Gravity seems to drag them down.

Martin Meltzer
September 20, 2018 1:39 pm

“whoopsie. We made a mistake and accidentally brought on an ice age. Gee whiz, it was all Donald Trump’s fault anyway.”

Bryan A
Reply to  Martin Meltzer
September 20, 2018 2:32 pm

Well of course it will be The Donald’s fault. If he hadn’t pulled us out of Paris, we would have squandered Billion$ on Ludacris ideas but this particular idea wouldn’t have been tried. So it was tried because Trump was in office so he must be to blame

David L. Hagen
Reply to  Martin Meltzer
September 20, 2018 4:57 pm

Consequence: Another mile thick glacier grinding through Chicago and covering Illinois and Indiana!
What is being done to actively prevent the next glaciation?

Beachbum
Reply to  David L. Hagen
September 20, 2018 5:12 pm

In Illonis, raise taxes; in Indiana, keep doing what you’re already doing.

Tom Halla
September 20, 2018 1:40 pm

More computer models.
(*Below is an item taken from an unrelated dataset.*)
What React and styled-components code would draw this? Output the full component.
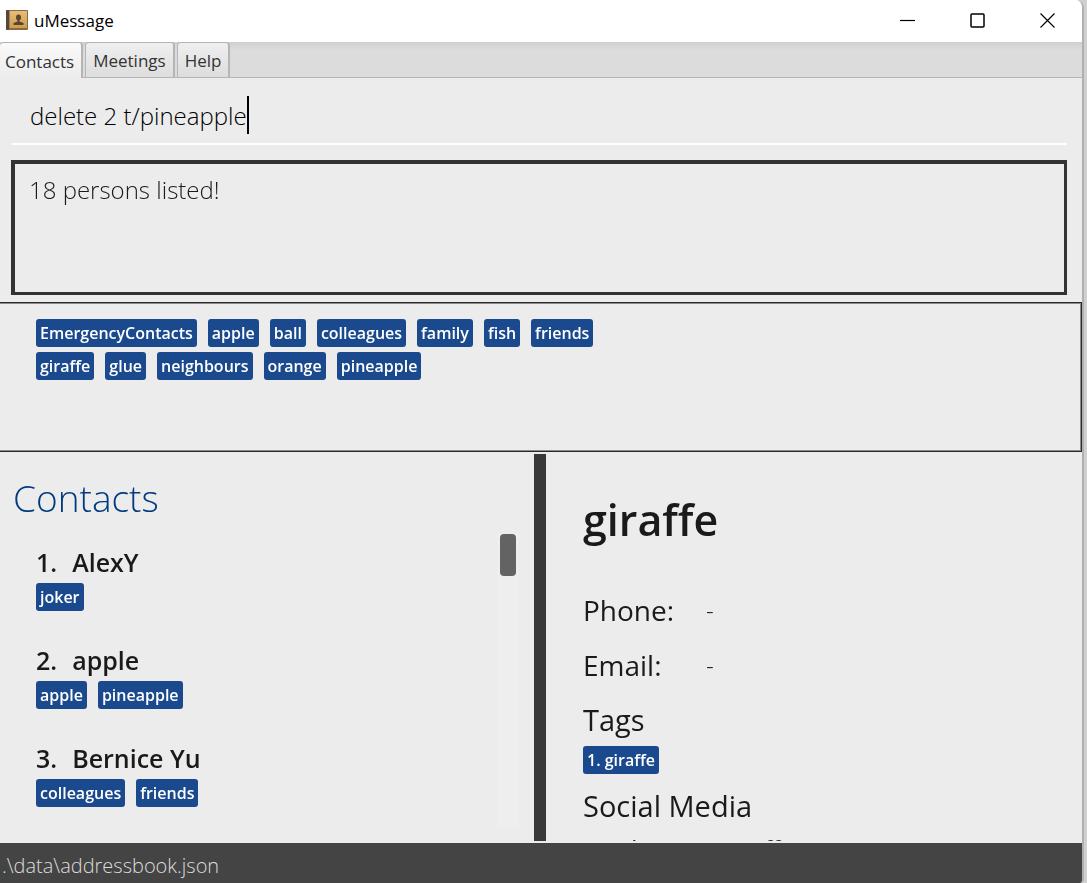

It’s models all the way down.

Timo Soren
Reply to  Tom Halla
September 20, 2018 3:08 pm

Well actually, at the very bottom is their arrogance that they think they are right and they sheer stupidity that we could do this.

Thwaites is about 40 miles across. A cement wall of that width and any possible height poured underwater in the Antarctic? I am not sure of the amount of cement poured in the world , ever, right now but I would be that number is close.

Rud Istvan
Reply to  Timo Soren
September 20, 2018 4:58 pm

Plus it would have to be type 5 cement for the proposed underwater setting concrete. Plus, where do you get the aggregates for this type 5 cement concrete—the Andes? Absurdities piled onto absurdities by academic real world illiterates imagining unicorns. Google concrete, folks.

Latitude
Reply to  Rud Istvan
September 20, 2018 7:10 pm

so far no one has caught this absurdity:

“…..says Moore, a scientist at Beijing Normal University, China”

If anyone is melting any ice….it’s them…no us

Alan the Brit
Reply to  Latitude
September 20, 2018 11:26 pm

Is it to be infered that there is a Beijing Abnormal University too?

Louis Hooffstetter
Reply to  Timo Soren
September 20, 2018 8:36 pm

Not to mention the fact that limestone & dolomite releases 44% to 47% of its’ weight as CO2 during the calcination process to make cement.

Ken Mitchell
September 20, 2018 1:42 pm

Somebody is confused; melting a FLOATING glacier won’t raise the sea level at all. It’s already displacing its mass in the water, so if it melts, nothing will happen.

If a massive LAND-supported glacier were to melt, it might raise the sea level. But I think that’s highly unlikely.

Reply to  Ken Mitchell
September 20, 2018 2:04 pm

Thwaites is a grounded glacier, that is, not floating. It’s ocean part sits on the seabed and has a substantial part well above above sea level. The front edge parts break-off and float as an floating tongue ice field (see sat photo with the article) as more ice from inland pushes toward the sea part. In the winter the sea ice grows out substantially, but then mostly all melts by early March, the end of the Austral summer.

The grounding line position and the topography of the sea floor in front of and behind the grounding line are critical determinates to how the glacier will behave as the grounding line slowly recedes during the current interglacial.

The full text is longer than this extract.